Any VirusTotal engine flags the package as malware. Automatic F regardless of other scores.
Any critical security finding from internal scanning or vendor analysis. Grade capped at D maximum.
Three or more high-severity findings. Grade capped at C- maximum.
Known Limitations
We try to be accurate, but scoring has inherent trade-offs. Here's where the system falls short.
Node.js bias
Quality signals are weighted toward the Node.js ecosystem. Python MCP servers using the mcp pip package may miss MCP Schema detection (15 pts), TypeScript (6 pts), and npm CVE checks (5 pts). A well-built Python server could lose up to 26 points from signals that don't apply to it. We plan to add Python-specific detection in a future update.
Limited source analysis
Internal security scans (layers 1-7) currently analyze the package.json content as text. We do not download or analyze the full source tree. This means security patterns in application code outside of package.json are not detected by internal scans.
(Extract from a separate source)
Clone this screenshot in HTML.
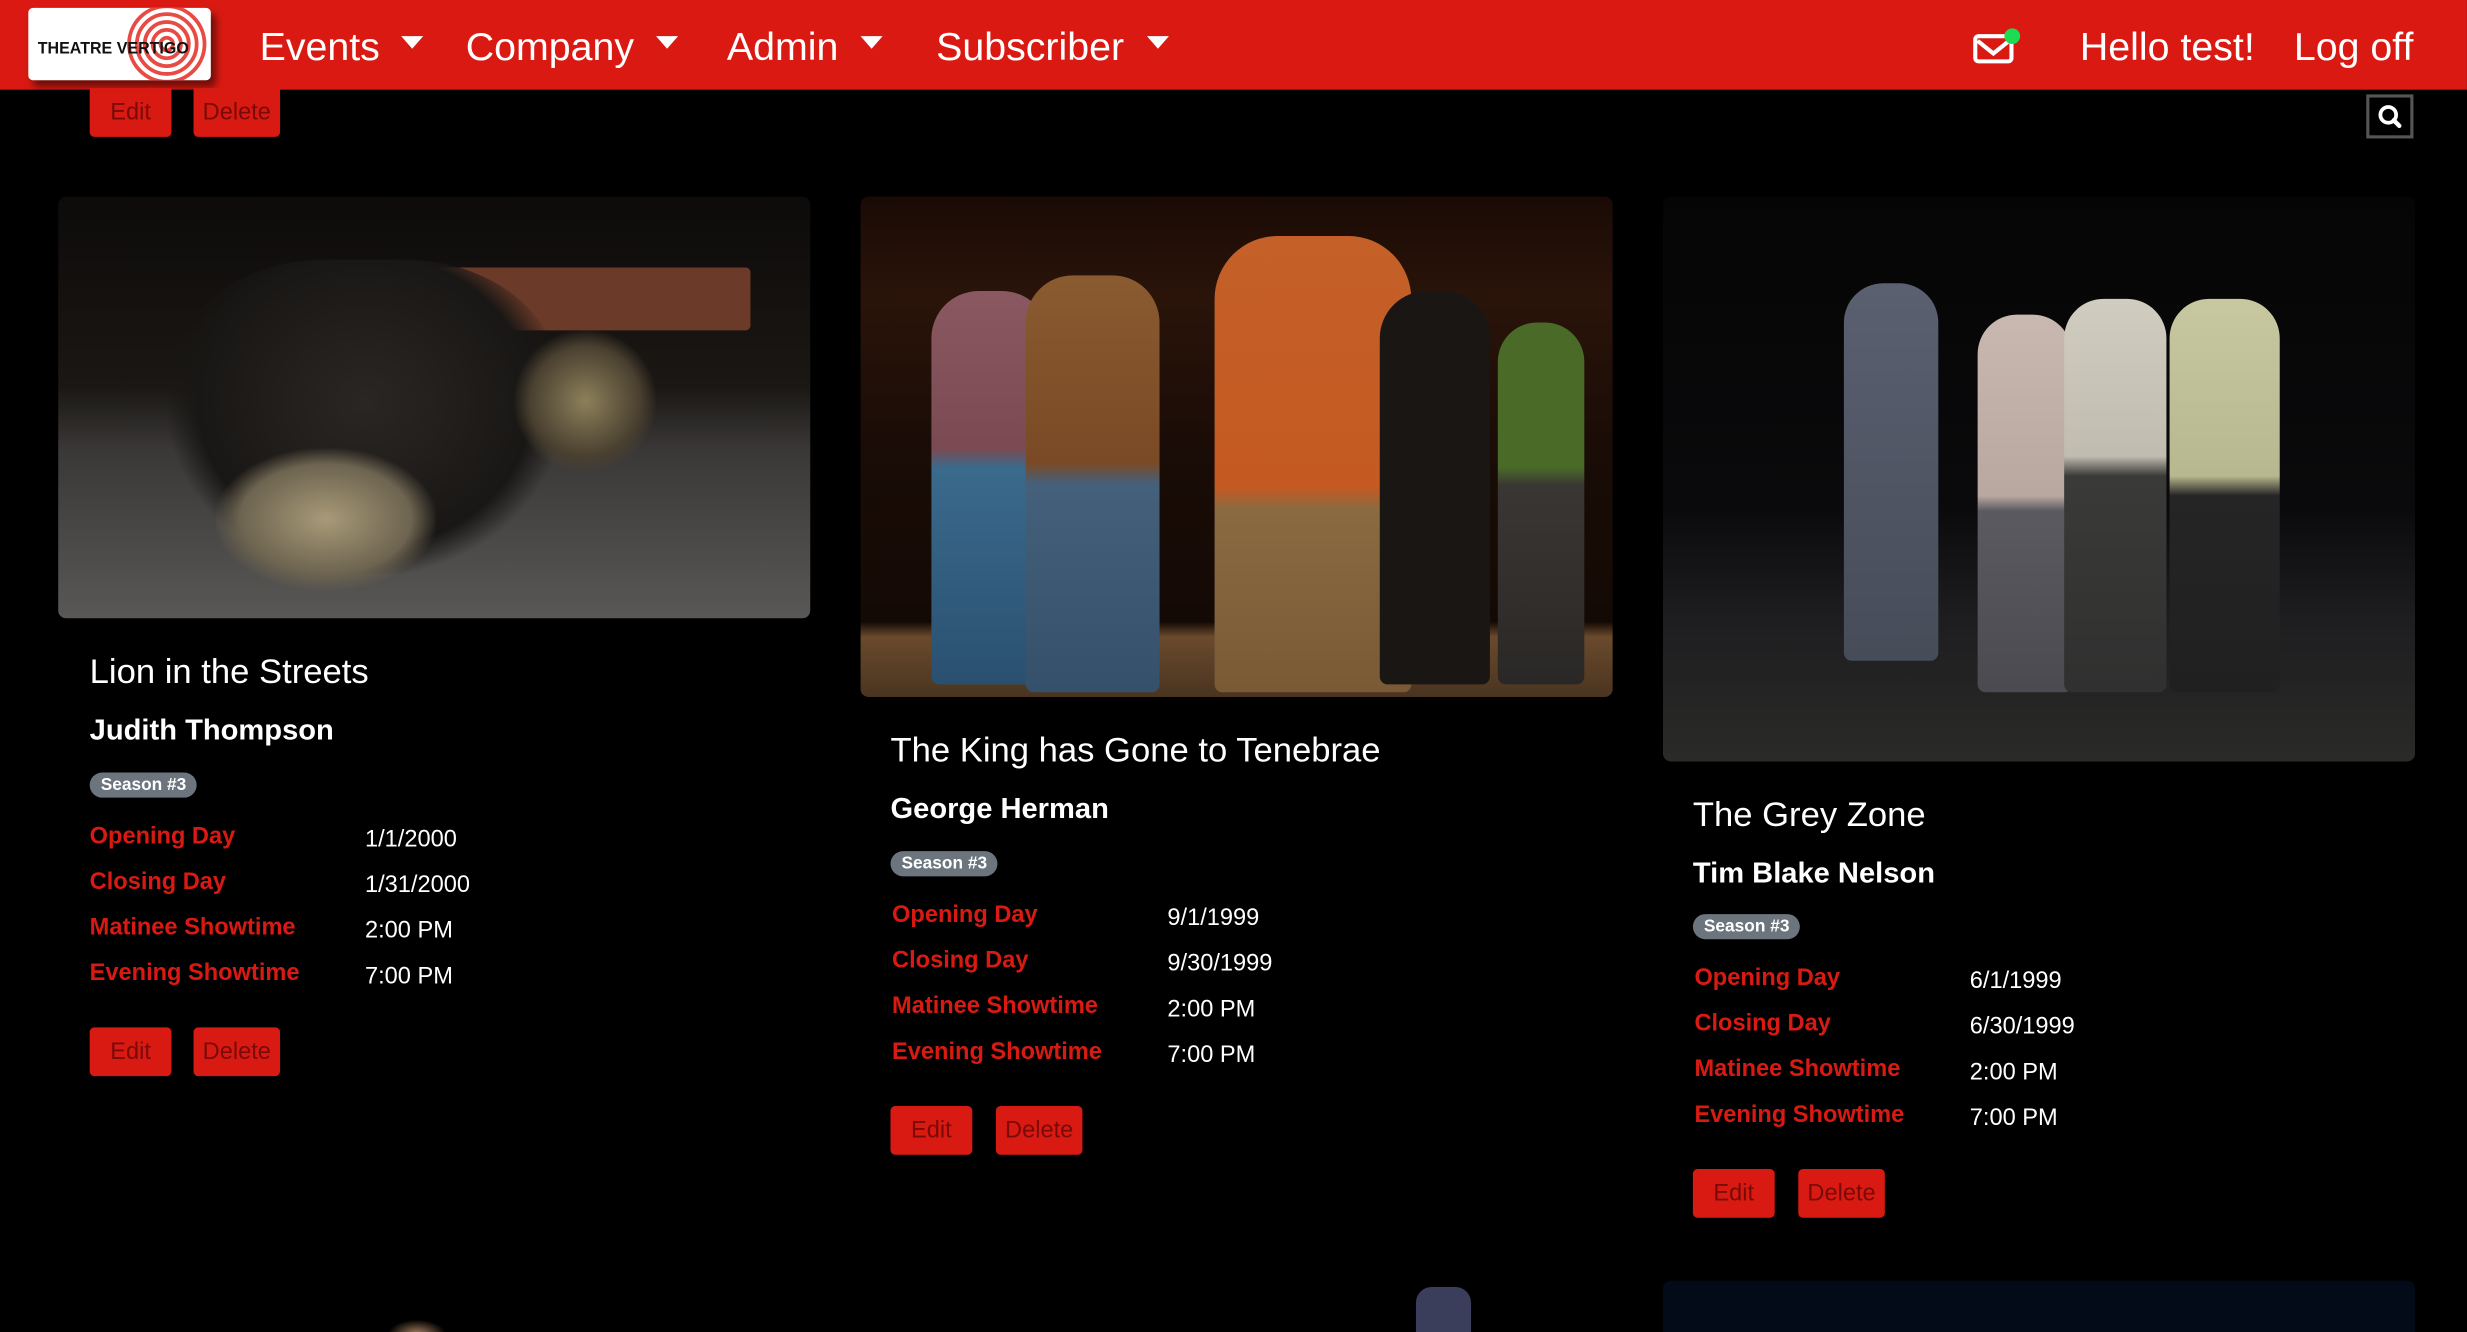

Vendor scans (VirusTotal, Socket.dev) analyze the actual published package.
Vendor availability
Third-party vendor scans (VirusTotal, Socket.dev, OSV.dev, GitHub Advisories) require API keys and network access. If a vendor is unavailable or the API key isn't configured, that scan is skipped and no deduction is applied. A server that was never scanned by a vendor looks the same as one that was scanned and cleared. We're working on distinguishing "not scanned" from "scanned clean" in score reports.
Scoring frequency
Servers are scored during crawl runs, not continuously. A score reflects the state of the server at the time it was last scored. The "last_scored" timestamp in API responses indicates when the score was calculated.
Recency penalty
The Recent Activity signal applies a negative penalty (up to -3 points) to repos inactive for 90+ days. This can reduce the total quality score below what the other signals would produce. We treat extended inactivity as a risk signal, not just a neutral absence. Stable, finished projects may be penalized unfairly by this.
Dispute a Score
If you believe a score is incorrect, you can challenge it with evidence. We review disputes within 48 hours.
Last updated: March 2026. Scoring methodology may change as we add new signals and data sources. Significant changes will be documented here.